Marketa’s photos of the inhabitants of Aldgate hang directly opposite her pictures of middle-European pilgrims and the villagers of Sumiac, a remote Czech hill village — a place as distant from the East End as can be imagined. Seeing these sets alongside each other illustrates her gift for empathy, and some fundamental truths about the human condition.

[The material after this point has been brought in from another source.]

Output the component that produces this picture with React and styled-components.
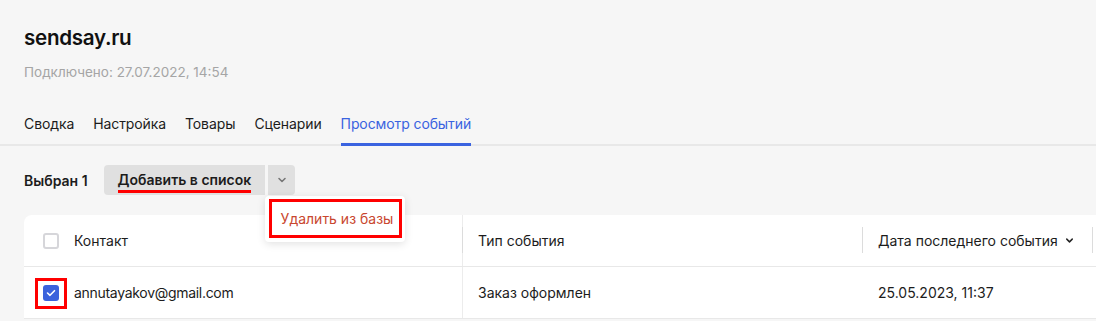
import React from 'react';
import styled, { createGlobalStyle } from 'styled-components';

const GlobalStyle = createGlobalStyle`
  html, body {
    margin: 0;
    padding: 0;
    background: #f6f6f6;
  }
  body {
    font-family: Inter, "Noto Sans", "Liberation Sans", sans-serif;
    color: #1c1c1c;
    -webkit-font-smoothing: antialiased;
  }
  #root {
    width: 1096px;
    height: 321px;
    overflow: hidden;
  }
`;

const tabs = ['Сводка', 'Настройка', 'Товары', 'Сценарии', 'Просмотр событий'];

const ChevronDown = ({ size = 12, color = '#777' }) => (
  <svg width={size} height={size} viewBox="0 0 12 12" fill="none">
    <path d="M3 4.5L6 7.5L9 4.5" stroke={color} strokeWidth="1.6" strokeLinecap="round" strokeLinejoin="round" />
  </svg>
);

const App = () => {
  return (
    <Page>
      <GlobalStyle />
      <Header>
        <Title>sendsay.ru</Title>
        <Subtitle>Подключено: 27.07.2022, 14:54</Subtitle>
      </Header>

      <TabBar>
        {tabs.map((t, i) => (
          <Tab key={t} $active={i === tabs.length - 1}>{t}</Tab>
        ))}
      </TabBar>

      <Toolbar>
        <Selected>Выбран 1</Selected>
        <SplitButton>
          <MainButton>
            <Underlined>Добавить в список</Underlined>
          </MainButton>
          <ArrowButton>
            <ChevronDown />
          </ArrowButton>
          <Menu>
            <MenuItem>Удалить из базы</MenuItem>
          </Menu>
        </SplitButton>
      </Toolbar>

      <Table>
        <Row>
          <Cell $w={439} $first>
            <CheckWrap>
              <Checkbox />
            </CheckWrap>
            Контакт
          </Cell>
          <Cell $w={400} $divider>Тип события</Cell>
          <Cell $w={230} $divider>
            Дата последнего события
            <SortIcon><ChevronDown size={11} color="#222" /></SortIcon>
          </Cell>
          <Cell $w={200} $divider />
        </Row>
        <Row>
          <Cell $w={439} $first>
            <CheckWrap $marked>
              <Checkbox $checked>
                <svg width="10" height="8" viewBox="0 0 10 8" fill="none">
                  <path d="M1.5 4L4 6.3L8.5 1.7" stroke="#fff" strokeWidth="1.6" strokeLinecap="round" strokeLinejoin="round" />
                </svg>
              </Checkbox>
            </CheckWrap>
            <Email>annutayakov@gmail.com</Email>
          </Cell>
          <Cell $w={400}>Заказ оформлен</Cell>
          <Cell $w={230}>25.05.2023, 11:37</Cell>
          <Cell $w={200} />
        </Row>
      </Table>
    </Page>
  );
};

const Page = styled.div`
  padding-top: 24px;
`;

const Header = styled.div`
  padding: 0 24px;
`;

const Title = styled.h1`
  margin: 0;
  font-size: 20.6px;
  line-height: 28px;
  font-weight: 600;
  letter-spacing: -0.3px;
  color: #111;
`;

const Subtitle = styled.div`
  margin-top: 10px;
  font-size: 13.5px;
  line-height: 20px;
  color: #a5a5a5;
`;

const TabBar = styled.div`
  margin-top: 32px;
  display: flex;
  gap: 19px;
  padding: 0 24px;
  box-shadow: inset 0 -2px 0 #e8e8e8;
`;

const Tab = styled.div`
  font-size: 14px;
  line-height: 20px;
  letter-spacing: -0.1px;
  padding-bottom: 9px;
  border-bottom: 3px solid ${p => (p.$active ? '#3a63e0' : 'transparent')};
  color: ${p => (p.$active ? '#3a63e0' : '#1c1c1c')};
`;

const Toolbar = styled.div`
  margin-top: 19px;
  padding: 0 24px;
  display: flex;
  align-items: center;
  gap: 16px;
  height: 30px;
`;

const Selected = styled.div`
  font-size: 14px;
  font-weight: 600;
  color: #1c1c1c;
`;

const SplitButton = styled.div`
  position: relative;
  display: flex;
  gap: 3px;
`;

const MainButton = styled.div`
  height: 30px;
  padding: 0 14px;
  display: flex;
  align-items: center;
  background: #e0e0e0;
  border-radius: 4px 0 0 4px;
  font-size: 14px;
  font-weight: 600;
  color: #1c1c1c;
  box-sizing: border-box;
`;

const Underlined = styled.span`
  display: inline-block;
  line-height: 20px;
  padding-top: 3px;
  border-bottom: 3px solid #ff0000;
`;

const ArrowButton = styled.div`
  width: 27px;
  height: 30px;
  display: flex;
  align-items: center;
  justify-content: center;
  background: #e0e0e0;
  border-radius: 0 4px 4px 0;
`;

const Menu = styled.div`
  position: absolute;
  top: 31px;
  left: 161px;
  width: 140px;
  height: 46px;
  padding: 3px 3px 4px 4px;
  box-sizing: border-box;
  background: #fff;
  border-radius: 4px;
  box-shadow: 0 2px 8px rgba(0, 0, 0, 0.12);
  z-index: 5;
`;

const MenuItem = styled.div`
  height: 100%;
  border: 3px solid #ff0000;
  box-sizing: border-box;
  display: flex;
  align-items: center;
  padding-left: 9px;
  font-size: 14px;
  color: #c9472f;
`;

const Table = styled.div`
  margin-top: 20px;
  margin-left: 24px;
  width: 1300px;
  background: #fff;
  border-radius: 8px 0 0 0;
`;

const Row = styled.div`
  display: flex;
  height: 52px;
  border-bottom: 1px solid #e8e8e8;
  box-sizing: border-box;
`;

const Cell = styled.div`
  position: relative;
  flex: 0 0 ${p => p.$w}px;
  display: flex;
  align-items: center;
  padding-left: ${p => (p.$first ? '19px' : '15px')};
  box-sizing: border-box;
  font-size: 14px;
  color: #1c1c1c;
  border-right: ${p => (p.$first ? '1px solid #ececec' : 'none')};

  ${p => p.$divider && `
    &::before {
      content: '';
      position: absolute;
      left: -1px;
      top: 12px;
      bottom: 13px;
      width: 1px;
      background: #dcdcdc;
    }
  `}
`;

const Email = styled.span`
  letter-spacing: -0.3px;
`;

const CheckWrap = styled.div`
  position: relative;
  width: 16px;
  height: 16px;
  margin-right: 15px;

  ${p => p.$marked && `
    &::after {
      content: '';
      position: absolute;
      left: -8px;
      top: -7px;
      width: 32px;
      height: 31px;
      border: 3px solid #ff0000;
      box-sizing: border-box;
    }
  `}
`;

const Checkbox = styled.div`
  width: 16px;
  height: 16px;
  box-sizing: border-box;
  border-radius: 3px;
  border: ${p => (p.$checked ? 'none' : '2px solid #d6d6da')};
  background: ${p => (p.$checked ? '#3b62dc' : '#fff')};
  display: flex;
  align-items: center;
  justify-content: center;
`;

const SortIcon = styled.span`
  display: inline-flex;
  margin-left: 6px;
`;

export default App;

Two images on this page are of men singing: the second is of a man singing in church as part of a religious pilgrimage in Slovakia. This is what Marketa has to say about it:

During the pilgrimage season (which ran from early summer to the first week in October), Mr. Ferenc would walk from one pilgrimage to another all over Slovakia. He was definitely religious, but I thought that for him the main reason to be a pilgrim was to sing, as he was a good singer and clearly loved singing. During the Pilgrimage weekend the churches and shrines were open all night and the pilgrims would take turn in singing during the night. And only when the sun would come up at about 4 or 5 a.m., they would come out of the church and sleep for a while under the trees in the warmth of the first rays of the sun [see pic below]. I was usually too tired after hitch-hiking from Prague to the Slovakian mountains to be able to photograph at night, but in Obisovce, which was the last pilgrimage of that year, I stayed awake and the picture of Mr Ferenc was my reward.

Mr. Ferenc, Obisovce, Slovakia, 1968. © Marketa Luskacova

Marketa’s pictures are the kind of photographs that transcend the medium and assume the monumental power of art from the ancient world. As it happens, they are already relics from a lost world, as both central Europe and east London have changed beyond recognition. Spitalfields today is more like a sort of theme park, a hipster annexe safe for conspicuous consumers. In Marketa’s pictures we see London as it was, an echo of the city known by Dickens and Mayhew. And the faces in her pictures …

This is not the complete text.